The team at the Ellel Centre in the Netherlands recently chopped down some huge trees in the grounds. They sent a photograph round to the teams at all the other centres explaining that ‘the land will be great for growing vegetables and flowers as the sun can now shine on them without hindrances!’
As I read their news item I remembered a time when God showed me that I was hiding in someone else’s shadow. In fact it was His grace and mercy towards me that had brought this other person into my life to show me His love, but there came a point where I was looking to her for the love and life that only He can give.
Like the eagle stirring up the nest the Lord began to stir up my comfortable place as He asked this person to step back from me, so that I could receive directly from Him the nutrients I needed to blossom and grow, like the flowers and vegetables that will now flourish at the centre in the Netherlands. I couldn’t see it! I was devastated! For some time I ranted and railed, ‘It’s not fair! It’s not right!’ Gradually God’s Spirit at work in me brought me to that place of submission, conceding to the truth of Isaiah 55:8: ‘For my thoughts are not your thoughts, neither are your ways my ways," declares the Lord’ and to the reality that He, as my Creator God, knew much better than me, the created.
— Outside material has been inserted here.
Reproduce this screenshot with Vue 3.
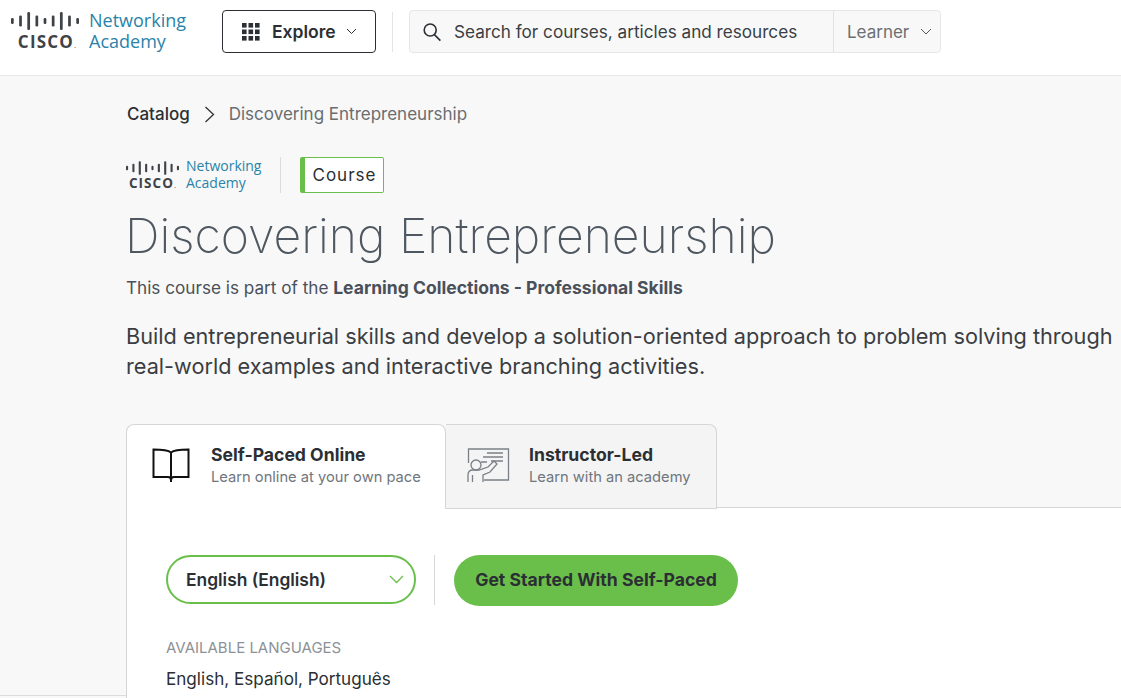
<template>
  <div class="page">
    <!-- header -->
    <header class="topbar">
      <div class="logo">
        <div class="cisco">
          <svg width="68" height="18" viewBox="0 0 70 18" preserveAspectRatio="none">
            <g fill="#3f4347">
              <rect v-for="b in bars" :key="b.x" :x="b.x" :y="9 - b.h / 2" width="2.8" :height="b.h" rx="1.2" />
            </g>
          </svg>
          <span class="cisco-word">CISCO<i>.</i></span>
        </div>
        <div class="netacad">Networking<br />Academy</div>
      </div>
      <button class="explore">
        <svg width="18" height="18" viewBox="0 0 18 18" fill="#2b2f33">
          <template v-for="x in [0, 6.5, 13]" :key="x">
            <rect v-for="y in [0, 6.5, 13]" :key="y" :x="x" :y="y" width="4.6" height="4.6" />
          </template>
        </svg>
        <span>Explore</span>
        <svg width="11" height="7" viewBox="0 0 11 7" fill="none" stroke="#2b2f33" stroke-width="1"><path d="M1 1l4.5 4.5L10 1" /></svg>
      </button>
      <div class="divider"></div>
      <div class="search">
        <div class="search-input">
          <svg width="20" height="20" viewBox="0 0 20 20" fill="none" stroke="#2b2f33" stroke-width="1.6"><circle cx="8.2" cy="8" r="6" /><path d="M12.4 12.6l6 6" /></svg>
          <span>Search for courses, articles and resources</span>
        </div>
        <div class="search-role">
          <span>Learner</span>
          <svg width="12" height="7" viewBox="0 0 12 7" fill="none" stroke="#555" stroke-width="1"><path d="M1 1l5 5 5-5" /></svg>
        </div>
      </div>
    </header>

    <div class="body-row">
      <div class="gutter"></div>
      <main class="content">
        <nav class="crumbs">
          <span class="crumb-root">Catalog</span>
          <svg width="11" height="17" viewBox="0 0 11 17" fill="none" stroke="#333" stroke-width="1.3"><path d="M1.500 1l8 7.500-8 7.500" /></svg>
          <span class="crumb-here">Discovering Entrepreneurship</span>
        </nav>

        <div class="brand">
          <div class="logo logo-sm">
            <div class="cisco">
              <svg width="53" height="14" viewBox="0 0 70 18">
                <g fill="#3f4347">
                  <rect v-for="b in bars" :key="b.x" :x="b.x" :y="9 - b.h / 2" width="2.8" :height="b.h" rx="1.2" />
                </g>
              </svg>
              <span class="cisco-word">CISCO<i>.</i></span>
            </div>
            <div class="netacad">Networking<br />Academy</div>
          </div>
          <div class="brand-sep"></div>
          <div class="badge">Course</div>
        </div>

        <h1>Discovering Entrepreneurship</h1>
        <p class="part-of">This course is part of the <b>Learning Collections - Professional Skills</b></p>
        <p class="lead">Build entrepreneurial skills and develop a solution-oriented approach to problem solving through real-world examples and interactive branching activities.</p>

        <div class="tabs">
          <div class="tab tab-active">
            <svg width="38" height="36" viewBox="0 0 38 36" fill="none" stroke="#111" stroke-width="2"><path d="M19 5.500C16 3 10 2.500 1.500 2.500V30H16c1.500 0 3 1 3 3 0-2 1.500-3 3-3h14.500V2.500C28 2.500 22 3 19 5.500zM19 5.500V35" /></svg>
            <div>
              <div class="tab-title">Self-Paced Online</div>
              <div class="tab-sub">Learn online at your own pace</div>
            </div>
          </div>
          <div class="tab tab-other">
            <svg width="43" height="36" viewBox="0 0 43 36" fill="none" stroke="#7a8086" stroke-width="1.300">
              <path d="M1.500 16V2h40v31H17" />
              <path d="M20 6h16M16 10h20M24 14h12M14 15h6" />
              <circle cx="9" cy="18" r="5" />
              <path d="M1 35v-7c0-3 2-5 5-5h6l9-3 6-6 3 3-7 8-7 3v7M5.500 28v7" />
            </svg>
            <div>
              <div class="tab-title">Instructor-Led</div>
              <div class="tab-sub">Learn with an academy</div>
            </div>
          </div>
        </div>

        <section class="panel">
          <div class="actions">
            <div class="lang-select">
              <span>English (English)</span>
              <svg width="15" height="9" viewBox="0 0 15 9" fill="none" stroke="#6abf4b" stroke-width="1.300"><path d="M1 1l6.500 6.500L14 1" /></svg>
            </div>
            <div class="action-sep"></div>
            <button class="start">Get Started With Self-Paced</button>
          </div>
          <div class="avail-label">AVAILABLE LANGUAGES</div>
          <div class="avail-list">English, Español, Português</div>
        </section>
      </main>
    </div>
  </div>
</template>

<script setup>
// cisco bars, left to right
const bars = [
  { x: 0, h: 6 }, { x: 8.4, h: 11 }, { x: 16.800, h: 18 }, { x: 25.200, h: 11 }, { x: 33.600, h: 6 },
  { x: 42, h: 11 }, { x: 50.400, h: 18 }, { x: 58.800, h: 11 }, { x: 67.200, h: 6 },
]
</script>

<style>
html, body { margin: 0; height: 100%; overflow: hidden; background: #f8f8f8; }
</style>

<style scoped>
.page {
  width: 1121px;
  height: 698px;
  overflow: hidden;
  font-family: Inter, "Liberation Sans", sans-serif;
  color: #2b2f33;
  background: #f8f8f8;
}
.topbar {
  display: flex;
  align-items: center;
  height: 63px;
  padding: 0 0 12px 11px;
  background: #fff;
  border-bottom: 1px solid #e8e8e8;
}
.logo { display: flex; align-items: center; gap: 10px; width: 211px; }
.cisco { display: flex; flex-direction: column; align-items: center; width: 68px; }
.cisco svg { display: block; }
.cisco-word {
  font-family: "Open Sans", sans-serif;
  font-size: 17px;
  line-height: 15px;
  font-weight: 700;
  letter-spacing: 1.200px;
  color: #3f4347;
  margin-top: 4px;
  padding-left: 4px;
}
.cisco-word i { font-size: 8px; font-weight: 400; font-style: normal; letter-spacing: 0; }
.netacad {
  font-family: "Open Sans", sans-serif;
  font-size: 18px;
  line-height: 21px;
  color: #2a83a8;
  margin-top: -2px;
}
.explore {
  display: flex;
  align-items: center;
  width: 154px;
  height: 43px;
  padding: 0 0 0 19px;
  box-sizing: border-box;
  background: #fff;
  border: 1px solid #2b2f33;
  border-radius: 4px;
  font: 600 17.500px Inter, sans-serif;
  color: #2b2f33;
}
.explore span { margin: 0 10px 0 12px; }
.divider { width: 1px; height: 40px; margin: 0 16px; background: #e4e4e4; }
.search {
  display: flex;
  width: 532px;
  height: 43px;
  box-sizing: border-box;
  background: #f8f8f8;
  border: 1px solid #e6e6e6;
  border-radius: 4px;
}
.search-input {
  display: flex;
  align-items: center;
  gap: 12px;
  width: 424px;
  padding-left: 12px;
  box-sizing: border-box;
  border-right: 1px solid #e2e2e2;
  font-size: 17.150px;
  color: #3a3f44;
}
.search-role {
  display: flex;
  align-items: center;
  gap: 11px;
  padding-left: 13px;
  font-size: 17px;
  color: #6b6f73;
}
.body-row { display: flex; }
.gutter { flex: none; width: 126px; height: 619px; border-bottom: 1px solid #dcdcdc; }
.content { flex: 1; min-width: 0; }
.crumbs { display: flex; align-items: center; height: 24px; margin-top: 26px; padding-left: 1px; }
.crumb-root { font-size: 17px; font-weight: 500; color: #2b2f33; }
.crumbs svg { margin: 0 14px 0 14px; }
.crumb-here { font-size: 17px; color: #6a6d70; }
.brand { display: flex; align-items: center; height: 38px; margin-top: 30px; }
.logo-sm { width: auto; gap: 7px; }
.logo-sm .cisco { width: 53px; }
.logo-sm .cisco-word { font-size: 13.500px; line-height: 11px; margin-top: 3px; padding-left: 0; letter-spacing: 1px; }
.logo-sm .netacad { font-size: 14px; line-height: 17px; margin-top: -2px; }
.brand-sep { width: 1px; height: 36px; margin: 0 19px; background: #dcdcdc; }
.badge {
  box-sizing: border-box;
  width: 84px;
  height: 36px;
  padding-left: 7px;
  line-height: 34px;
  background: #fff;
  border: 1px solid #6abf4b;
  border-left-width: 5px;
  border-radius: 2px;
  font-size: 17px;
  letter-spacing: 1px;
  color: #2b2f33;
}
h1 {
  margin: 12px 0 0 -1px;
  font-size: 48.100px;
  line-height: 60px;
  font-weight: 200;
  color: #4f5761;
}
.part-of { margin: 10px 0 0; font-size: 17.150px; line-height: 24px; color: #4a5059; }
.part-of b { font-size: 17.550px; font-weight: 700; }
.lead { margin: 21px 0 0; width: 995px; font-size: 21.700px; line-height: 30px; color: #3a3e42; }
.tabs { display: flex; margin-top: 43px; }
.tab { display: flex; box-sizing: border-box; border: 1px solid #d6d6d6; border-radius: 8px 8px 0 0; }
.tab-active {
  width: 320px;
  height: 85px;
  padding: 22px 0 0 25px;
  gap: 21px;
  background: #fff;
  border-bottom: none;
  position: relative;
  z-index: 1;
}
.tab-other {
  width: 271px;
  height: 85px;
  padding: 22px 0 0 21px;
  gap: 19px;
  background: #f4f4f4;
  border-left: none;
  border-radius: 0 8px 0 0;
  position: relative;
  z-index: 1;
}
.tab-active > div, .tab-other > div { margin-top: -2px; }
.tab-title { font-size: 17.600px; line-height: 20px; font-weight: 700; color: #2b2f33; }
.tab-sub { margin-top: 2px; font-size: 14.700px; line-height: 20px; color: #6f767d; }
.panel {
  box-sizing: border-box;
  height: 300px;
  margin-top: -2px;
  padding: 47px 0 0 39px;
  background: #fff;
  border: 1px solid #d6d6d6;
  border-right: none;
}
.actions { display: flex; align-items: flex-start; }
.lang-select {
  display: flex;
  align-items: center;
  justify-content: space-between;
  box-sizing: border-box;
  width: 250px;
  height: 49px;
  padding: 0 10px 0 18px;
  background: #fff;
  border: 2px solid #6abf4b;
  border-radius: 25px;
  font-size: 17.400px;
  font-weight: 600;
  color: #2b2f33;
}
.action-sep { width: 1px; height: 50px; margin: 0 19px 0 18px; background: #d6d6d6; }
.start {
  width: 284px;
  height: 51px;
  padding: 0 0 2px;
  border: none;
  border-radius: 26px;
  background: #6abf4b;
  font: 700 17.600px Inter, sans-serif;
  color: #2b2f33;
}
.avail-label { margin-top: 31px; font-size: 15px; line-height: 22px; color: #8d9196; }
.avail-list { margin-top: 9px; font-size: 17.100px; line-height: 22px; color: #2b2f33; }
</style>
It wasn’t easy to lose my comfortable place. I was so tempted to turn away from God and try and find comfort in other things. But now I can look back and say, yes it was one of the hardest times in my walk with the Lord, but it was also one of the very best times of my whole life, because it was then that, by His grace, I really learned to reach out to my heavenly Father and to truly depend on Him and to know His love in my heart, to know that I truly belonged to Him as His child.
It was from that point that He began and still is continuing to draw me more and more into the freedom and joy of the abundant life Jesus won for us and into my God-given destiny.
I would like to encourage you today to ask the Lord to reveal to you if you are hiding in a ‘comfortable place’ … in someone else’s shadow, or finding a place of comfort and security in someone or something other than the love of your heavenly Father. Whatever He shows you, ask Him to give you the courage to hold this relationship or this thing, this routine, this position or role, these possessions or whatever it is, on an open hand before Him. Sometimes the very thing that we think is protecting us and providing security, can actually become a blockage to growth in our walk with the Lord and in our own personhood.
And just one postscript … When we hold something on an open palm to the Lord, He doesn’t necessarily remove it completely … to my amazement I didn’t ultimately lose that relationship with the person on whom I had become so dependent. The Lord gave it back, but not in its old form – in a new form - a free and healthy friendship which has become a blessing instead of a barrier in my walk with the Lord.
Prayer: Father God, thank You that Your heart of love is to prosper Your children, to draw us into fullness of life. If I have found security in someone or something that has now become a blockage to my personal growth and the release of my God-given giftings, please help me to be willing to let go of it and to trust it to You. And, just as the flowers and vegetables that were once hidden under the trees in Holland can now receive the warmth of the sun and flourish and grow into their full potential, please help me to look to You and receive the love and life You have for me, so that I can grow into my God-given destiny, giving glory back to You. In Jesus’ name, Amen.